Enough of the boring analysis, from my studies it seems as if, revolutionary change effort in societies is either extremely quick or exceptionally slow in order to achieve any measure of success. In situations where it is quick, it is usually experiences strong resistance or/and ferocious execution. The quick mode is likely to be very high risk and high reward, monarchs have lost their heads as a result of this mode and the journey of nations have been transformed where it has worked, for example Rawlings and Ghana, Constantine and Roman Empire. In the exceptionally slow mode, if the efforts are consistent, failure is usually rare, the monarch’s head is intact and the change typical transcend generations i.e. Singapore, Malaysia, USA, Dubai are examples of this type of change. The key ingredient for the slow steady mode is that a superordinate goal exists with a significant part of the population while for the quick mode, the vision belongs to the change agent. If the change agent is right, the future will reward him with external memories. Obviously, the slow mode works better and has higher adoption rate but requires consistency and patience to wait for it to succeed which we lack in Nigeria presently.
Bringing it back to Nigeria, I do not know the path we going regarding this our change but I voted for APC to figure it out and act on it. I have no doubt that APC desired positive change for Nigeria and really wants to move this country forward, this is a personal opinion and probably biased one. I also think, they didn’t have any concrete plan regarding how the change will happen and how they will manage it. Mandela is great because he knew how to manage the transition away from apartheid ensuring white, black and colored South-Africans love him.
If the government have a plan, they will be a quick-win that will be use to persuade people to have patience and not just talk about sabotage, oil price slump and corruption. They will not repeat the same excuses used by the previous government, this will only make the government lose trust and destroy the psychological contract with the people. They will develop and market a bright future even if it is only a dream for example, Martin Luther King. If they have a plan they will not, simply constitute government the way we have been doing it and it hasn’t really worked. Ironically, when we have sizable number of cabinet members that are below 50 years, we move forward faster than above that age. You need young and hot blood in any good team that will not seek to be politically correct at every junction. The developed world makes this case easily.

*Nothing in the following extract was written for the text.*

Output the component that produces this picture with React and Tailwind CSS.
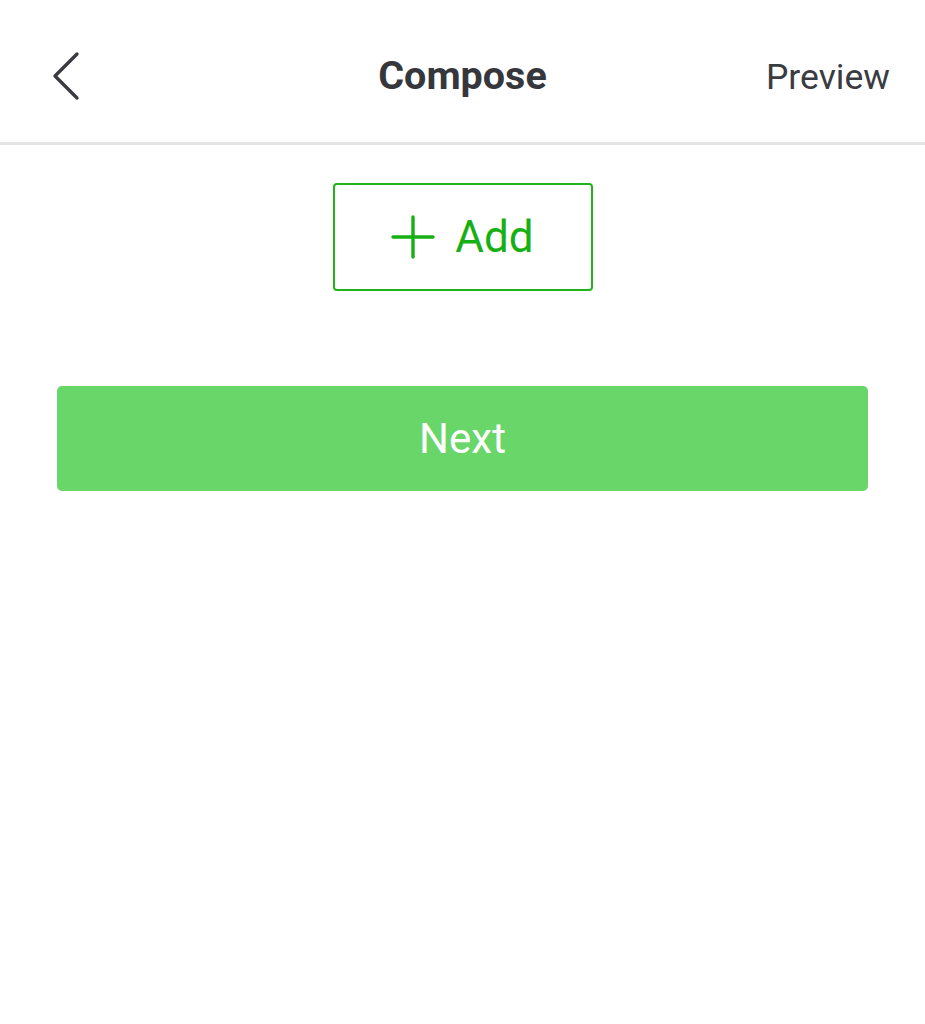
export default function App() {
  return (
    <div className="min-h-screen w-[925px] bg-white" style={{ fontFamily: 'Roboto, "Noto Sans", sans-serif' }}>
      {/* header */}
      <div className="grid h-[145px] grid-cols-3 items-center border-b-[3px] border-[#e4e4e4] px-[35px] pt-[10px]">
        <button className="ml-[15px] justify-self-start text-[#3a3c42]">
          <svg width="32" height="50" viewBox="0 0 32 50" fill="none" stroke="currentColor" strokeWidth="3.4" strokeLinecap="round" strokeLinejoin="round">
            <path d="M27 3 L5 25 L27 47" />
          </svg>
        </button>
        <h1 className="justify-self-center whitespace-nowrap text-[39.5px] font-bold text-[#35373d]">Compose</h1>
        <span className="mt-[3px] justify-self-end text-[35.5px] text-[#3a3c42]">Preview</span>
      </div>

      {/* add */}
      <div className="flex justify-center pt-[38px]">
        <button className="flex h-[108px] w-[260px] items-center justify-center gap-[20px] rounded-[4px] border-2 border-[#1fb41c] text-[#17b014]">
          <svg width="44" height="44" viewBox="0 0 44 44" stroke="currentColor" strokeWidth="3.4" strokeLinecap="round">
            <path d="M22 2 V42 M2 22 H42" />
          </svg>
          <span className="text-[44px] leading-none">Add</span>
        </button>
      </div>

      {/* next */}
      <div className="px-[57px] pt-[95px]">
        <button className="flex h-[105px] w-full items-center justify-center rounded-[5px] bg-[#68d668] text-[42px] text-white">
          Next
        </button>
      </div>
    </div>
  );
}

Assuming corruption campaign is the quick-win, we have nothing to show for it as at today because nobody has been convicted really. While judiciary bottleneck is a very good reason for this, to the common man on the street, this is an excuse and the longer this takes, the more trust that will be eroded. No trust means, no participation and that increases the potential for all the change mantra to be only a tune.
Based on the feedbacks from the streets of Nigeria, I am of the personally opinion that if the leaders of the Nigeria Change effort don’t act fast enough, Nigerians might change the definition of change again.
Finally, I stand with Buhari (Sai baba). His success is Nigeria’s success. I only wish he realizes quickly that the challenges we are facing as a nation cannot be fixed by the old generation no matter how brilliant, wise and reliable they might be. Millennial new thinking is required the same way this type thinking rebranded him to win the election based on the change mantra. We need the same magic. From black to yellow, from lepa to orobo.
That was what was advertised and that is the change we want.